We perceive no necessity for a declaration on the power of the trustees to make the conveyances which have taken place. Even if it be assumed, as contended by the town and the committee, that the portion of the 1916 statute relating to the trustees' power of sale is invalid, the power of control and management of the trustees is in no way abridged. Moreover, the declaratory judgment act (see G.L.c. 231A, § 1) provides that a binding declaration of right may be made "in any case in which an actual controversy has arisen and is specifically set forth in the pleadings." We know of no controversy or imminent litigation arising on the subject of these sales. We know of no pending or future sales. Furthermore, the Attorney General has sole standing under G.L.c. 12, § 8, to raise the issue of a possible breach of trust stemming from such sales. Dillaway v. Burton, 256 Mass. 568, 573. Ames v. Attorney Gen. 332 Mass. 246, 250-251. He has not raised that issue here with respect to sales after 1916. We decline to make a binding declaration on that portion of the bill dealing with sales of real estate by the trustees.
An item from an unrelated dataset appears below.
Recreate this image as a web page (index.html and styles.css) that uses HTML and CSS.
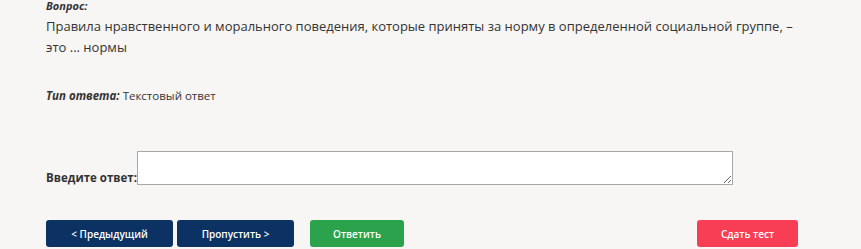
FILE: index.html
```html
<!DOCTYPE html>
<html lang="ru">
<head>
    <meta charset="UTF-8">
    <title>Тест</title>
    <link rel="stylesheet" href="styles.css">
</head>
<body>
    <div class="container">
        <div class="label-q">Вопрос:</div>
        <div class="question">Правила нравственного и морального поведения, которые приняты за норму в определенной социальной группе, – это ... нормы</div>

        <div class="answer-type"><em>Тип ответа:</em> Текстовый ответ</div>

        <div class="answer-row">
            <label class="answer-label" for="answer">Введите ответ:</label>
            <textarea id="answer" class="answer-input"></textarea>
        </div>

        <div class="buttons">
            <button class="btn btn-blue btn-prev">&lt; Предыдущий</button>
            <button class="btn btn-blue btn-skip">Пропустить &gt;</button>
            <button class="btn btn-green btn-answer">Ответить</button>
            <button class="btn btn-red btn-finish">Сдать тест</button>
        </div>
    </div>
</body>
</html>
```

FILE: styles.css
```css
body {
    margin: 0;
    padding: 0;
    background: #f7f6f5;
    color: #333;
    font-family: "Open Sans", Arial, sans-serif;
}

.container {
    width: 752px;
    margin: -2px 0 0 46px;
}

.label-q {
    font-size: 11px;
    line-height: 16px;
    font-weight: bold;
    font-style: italic;
}

.question {
    font-size: 13px;
    line-height: 21px;
    margin-top: 2px;
}

.answer-type {
    margin-top: 30px;
    font-size: 11.5px;
    line-height: 16px;
}

.answer-type em {
    font-weight: bold;
}

.answer-row {
    display: flex;
    align-items: flex-end;
    margin-top: 47px;
}

.answer-label {
    font-size: 11.5px;
    font-weight: bold;
    line-height: 14px;
    margin-right: 0;
}

.answer-input {
    width: 596px;
    height: 34px;
    box-sizing: border-box;
    margin: 0;
    border: 1px solid #a9a9a9;
    background: #fff;
    resize: both;
}

.buttons {
    display: flex;
    margin-top: 35px;
}

.btn {
    height: 27px;
    border: none;
    border-radius: 3px;
    color: #fff;
    font-family: "Open Sans", Arial, sans-serif;
    font-size: 10px;
    font-weight: 600;
    padding: 0;
}

.btn-blue {
    background: #0b3263;
}

.btn-green {
    background: #2ba24c;
}

.btn-red {
    background: #f73e55;
    margin-left: auto;
}

.btn-prev {
    width: 127px;
}

.btn-skip {
    width: 117px;
    margin-left: 4px;
}

.btn-answer {
    width: 94px;
    margin-left: 16px;
}

.btn-finish {
    width: 101px;
}
```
A final decree is to be entered declaring that the trustees have the power to limit or prohibit the investigation which the committee seeks to make in conjunction with the right of the town to appropriate money to the Leonard Morse Hospital, a public charity.
So ordered.
NOTES
[1]  The trustees allege in their bill that twelve parcels of real estate passed to them under the will but the defendants, the town and the committee, deny that title to the twelve parcels passed to the trustees and rather allege that the town took title.